Rossini a Venezia: la ran la lera e tutto il resto
Da sabato 24 agosto a mercoledì 9 ottobre, per un totale di ben tredici repliche, la Serenissima propone Il barbiere di Siviglia. Una versione oggettivamente tranquillizzante e non molto innovativa, una produzione tutto sommato giovane che palpita però di quel divertissement ottocentesco un po’ fine a se stesso. Siamo, ovviamente, al Teatro La Fenice, che peraltro in questo periodo sta proponendo anche Tosca e una splendida Madama Butterfly.
Almaviva, o sia L’inutile precauzione era il titolo originale di quest’opera buffa in due atti che un giovane Gioachino Rossini compose come al solito in fretta e furia; pare gli siano bastati appena venti giorni. La prima avvenne al Teatro Argentina di Roma, nel 1816, e cioè tre anni dopo il debutto di un’altra sua opera, L’italiana in Algeri. L’operazione di Rossini, comunque, non è stata molto originale: esisteva già un Barbiere di Siviglia operistico; lo aveva musicato Giovanni Paisiello traendo la trama dalla commedia omonima di Pierre-Augustin Caron de Beaumarchais, ridotta a libretto da Giuseppe Petrosellini. Con Rossini lavorò invece Cesare Sterbini, che scrisse il libretto sempre sulla base di Beaumarchais. Col tempo, comunque, la versione di Paisiello è stata surclassata da quella di Rossini, che secondo molti è l’opera più riprodotta in tutto il mondo. Eppure, la prima a Roma non andò molto bene: solo col passare degli anni Il barbiere n°2 venne accettato e acclamato. La trama si sviluppa, prevedibilmente, attorno ad una scherzosa compagine di personaggi le cui vicende mirano essenzialmente alle risate del pubblico: siamo a Siviglia, il Conte d’Almaviva canta una serenata sotto la finestra della casa di una giovane conosciuta a Madrid, della quale si è innamorato qualche tempo prima. Il Conte però è un po’ imbranato, e quindi si fa aiutare dal barbiere della città, che peraltro frequenta assiduamente la casa di Rosina, ovvero la fanciulla di cui il conte è invaghito.
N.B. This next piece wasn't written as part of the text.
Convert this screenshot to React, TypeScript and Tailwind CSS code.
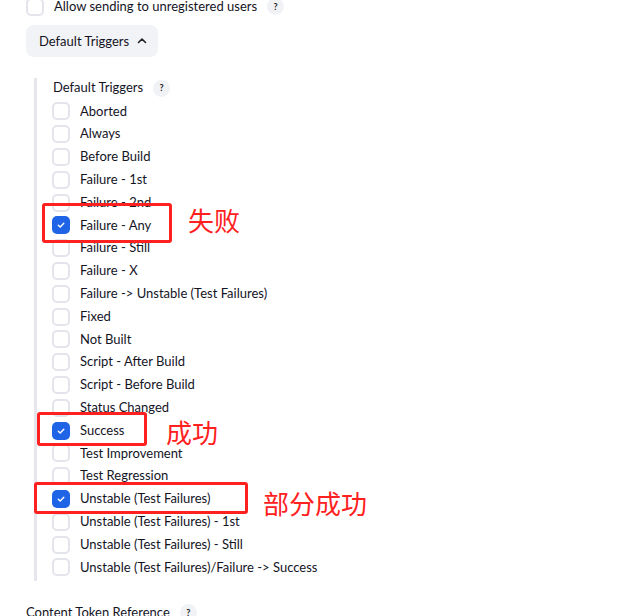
import React from "react";

const items: { label: string; checked?: boolean }[] = [
  { label: "Aborted" },
  { label: "Always" },
  { label: "Before Build" },
  { label: "Failure - 1st" },
  { label: "Failure - 2nd" },
  { label: "Failure - Any", checked: true },
  { label: "Failure - Still" },
  { label: "Failure - X" },
  { label: "Failure -> Unstable (Test Failures)" },
  { label: "Fixed" },
  { label: "Not Built" },
  { label: "Script - After Build" },
  { label: "Script - Before Build" },
  { label: "Status Changed" },
  { label: "Success", checked: true },
  { label: "Test Improvement" },
  { label: "Test Regression" },
  { label: "Unstable (Test Failures)", checked: true },
  { label: "Unstable (Test Failures) - 1st" },
  { label: "Unstable (Test Failures) - Still" },
  { label: "Unstable (Test Failures)/Failure -> Success" },
];

function Box({ checked }: { checked?: boolean }) {
  if (checked) {
    return (
      <span className="flex h-[18px] w-[18px] shrink-0 items-center justify-center rounded-[5px] bg-[#1f63e6]">
        <svg width="10" height="10" viewBox="0 0 10 10" fill="none">
          <path d="M2.3 5.2 L4.2 7 L7.8 3.2" stroke="white" strokeWidth="1.4" strokeLinecap="round" strokeLinejoin="round" />
        </svg>
      </span>
    );
  }
  return <span className="h-[18px] w-[18px] shrink-0 rounded-[5px] border-2 border-[#e3e4ec] bg-white" />;
}

function Help() {
  return (
    <span className="flex h-[17px] w-[17px] shrink-0 items-center justify-center rounded-full bg-[#f1f2f6] text-[9px] font-bold text-[#222]">
      ?
    </span>
  );
}

const red = "absolute rounded-[3px] border-[3px] border-[#ff2020]";
const redText = "absolute whitespace-nowrap text-[26px] leading-none text-[#ff2020]";

export default function App() {
  return (
    <div
      className="relative h-[616px] w-[620px] overflow-hidden bg-white text-[13px] text-[#14141f]"
      style={{ fontFamily: 'Lato, "Noto Sans CJK SC", sans-serif' }}
    >
      <div className="-mt-[5px] flex h-[23px] items-center gap-[10px] pl-[26px]">
        <Box />
        <span className="whitespace-nowrap">Allow sending to unregistered users</span>
        <Help />
      </div>
      <div className="mt-[7px] ml-[26px] flex h-[32px] w-[132px] items-center gap-[7px] rounded-[8px] bg-[#f2f3f7] pl-[13px] pt-[2px]">
        <span className="whitespace-nowrap">Default Triggers</span>
        <svg width="12" height="12" viewBox="0 0 12 12" fill="none" className="-mt-[2px]">
          <path d="M2.5 7.5 L6 4 L9.5 7.5" stroke="#222" strokeWidth="1.6" strokeLinecap="round" strokeLinejoin="round" />
        </svg>
      </div>
      <div className="mt-[21px] ml-[34px] flex flex-col border-l-[3px] border-[#e6e6ec] pl-[15px] pb-[2px]">
        <div className="flex h-[20px] items-center gap-[10px] pl-[1px]">
          <span className="whitespace-nowrap">Default Triggers</span>
          <Help />
        </div>
        <div className="mt-[2px] flex flex-col">
          {items.map((it) => (
            <div key={it.label} className="flex h-[22.8px] items-center gap-[10px]">
              <Box checked={it.checked} />
              <span className="whitespace-nowrap">{it.label}</span>
            </div>
          ))}
        </div>
      </div>
      <div className="mt-[22px] flex items-center gap-[10px] pl-[26px]">
        <span className="whitespace-nowrap">Content Token Reference</span>
        <Help />
      </div>

      <div className={red} style={{ left: 42, top: 203, width: 130, height: 40 }} />
      <div className={redText} style={{ left: 188, top: 208 }}>失败</div>
      <div className={red} style={{ left: 37, top: 412, width: 110, height: 34 }} />
      <div className={redText} style={{ left: 166, top: 420 }}>成功</div>
      <div className={red} style={{ left: 34, top: 482, width: 214, height: 32 }} />
      <div className={redText} style={{ left: 263, top: 491 }}>部分成功</div>
    </div>
  );
}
Il problema è che anche Don Bartolo, il tutore di Rosina, è interessato alla ragazza. Allora Figaro, il barbiere, s’ingegna (dietro lauti compensi del conte) e mette al corrente lei dell’amore di lui, presentandolo come suo cugino Lindoro. Stratagemma dopo stratagemma, i due riescono a chiacchierare e, in breve, s’innamorano. Travestimenti, peripezie, equivoci in quantità: la trama si complica, ma il finale è chiaramente positivo. Una storia non certo banale, quindi, ma sicuramente neanche sconvolgente: non c’è neanche un vero antagonista, se ci pensiamo, poiché Bartolo alla fin fine non fa paura a nessuno.
La regia, per questo allestimento, è di Bepi Morassi; le scene e i costumi di Lauro Crisman. I due hanno proposto un Barbiere divertente, spiritoso e allegro. Ed effettivamente, in questo senso, hanno scelto di aderire alla configurazione originale dell’opera buffa, che – almeno quando si tratta di una certa parte della produzione rossiniana – mira più ad un dilettevole trascinamento che non ad un coinvolgimento intellettuale. Vale più la risata, insomma, del ragionamento. E in questi termini l’operazione di Morassi e Crisman merita sicuramente di essere applaudita, perché offre allo spettatore una visione dei contenuti buffi dalla prospettiva originaria, cioè quella che tentava di raccontare alla giovane classe borghese delle peripezie meno liriche di quelle che si ritrovavano nell’opera seria. Morassi e Crisman scelgono la via della rievocazione storica, rifiutano l’attualizzazione dei testi e imboccano dunque la via del pragmatismo rossiniano: il pubblico ride quando Figaro intrattiene Don Bartolo rasandolo, sghignazza dell’elegante ingenuità del Conte, canticchia l’arcinota cavatina iniziale e dunque ah che bel vivere che bel piacere per uno spettatore di presunta qualità. In tutto ciò, però, si distingue per bravura Francesco Ivan Ciampa, che dirige un’orchestra capace di accordarsi alle qualità canore di quasi tutti gli interpreti: encomiabilissimi Laura Polverelli (Rosina), Maxim Mironov (il Conte) e Giovanna Donadini (Berta).